Beware of the Queen

zimbio.com
There is a certain euphoria in the air….the House of Commons, so long a lickspittle of succeeding governments, told the current one where to go.
The Legislature had landed one full on the nose of the Executive and the Prime Minister was thwarted in his aim of bringing about British participation in American led strikes against Syria.

I am not euphoric….there was crass arrogance and bad management in whipping in the vote on the government side.
Ministers were allowed to absent themselves for ‘family reasons’, ‘holidays’ etc., while two of those actually in the Palace of Westminster managed not to hear the division bell – none so deaf as those who won’t hear….
A more professional performance would have had wiped out the thirteen vote margin by which the government were defeated and the way would have been open for preparations to be made pending a final vote in the House on taking Britain into yet another armed conflict alongside America.

Not, in theory, that the government needs Parliamentary approval to make arms manufacturers rich and mutilate and kill the children of the poor.
Since 2003 there has been an ‘understanding’ that there will be a vote in the House; an ‘understanding’ brokered under Blair, anxious to legitimise his breach of international law in the invasion of Iraq.
But it is only an ‘understanding’.
It has not yet grown into a ‘convention’ – one of those fixed ‘understandings’ which form the unwritten constitution of the United Kingdom – and as such cannot claim to have overtaken that constitutional relic….the royal prerogative power to take the nation to war.

I doubt it was noted in the news media, but, victory in the House attained, the leader of the opposition specifically asked the Prime Minister for assurances that the prerogative powers would not be used to achieve his ends despite the vote and those assurances were received.
The constitutional relic is alive and kicking.

It is customary to refer to the Queen as a constitutional monarch, her powers limited by law and exercised on her behalf by government….innocuous indeed, allowing her to concern herself with the receipt of sturgeon and the award of membership of a limited number of the Orders of chivalry…the Garter, the Thistle and the Royal Victorian.

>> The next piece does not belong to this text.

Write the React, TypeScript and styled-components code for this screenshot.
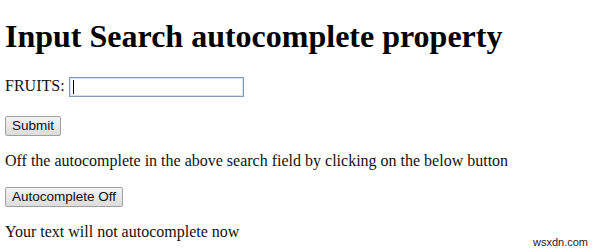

So why should you beware of the Queen?

For the very reason that the prerogative powers are vested in the person of the monarch.
The monarch who is regarded as the fountain of justice and as such immune from criminal prosecution and civil action in the courts.

So? That’s a problem?

Not necessarily in the person of the monarch….but those exercising the prerogative powers on her behalf – the government – claim the same immunity, thus limiting the power of the citizen to ask the courts for redress for government action.

The courts are not without resources…judicial review…the Human Rights Act ….but the problem remains that decisions regarding war and peace, and the power to take measures of internal control when there is no state of emergency give a great deal of power to government to act with neither debate nor discussion and leave the aggrieved citizen – or the relatives of those killed as a result of government action – to rustle up the money to challenge them in court.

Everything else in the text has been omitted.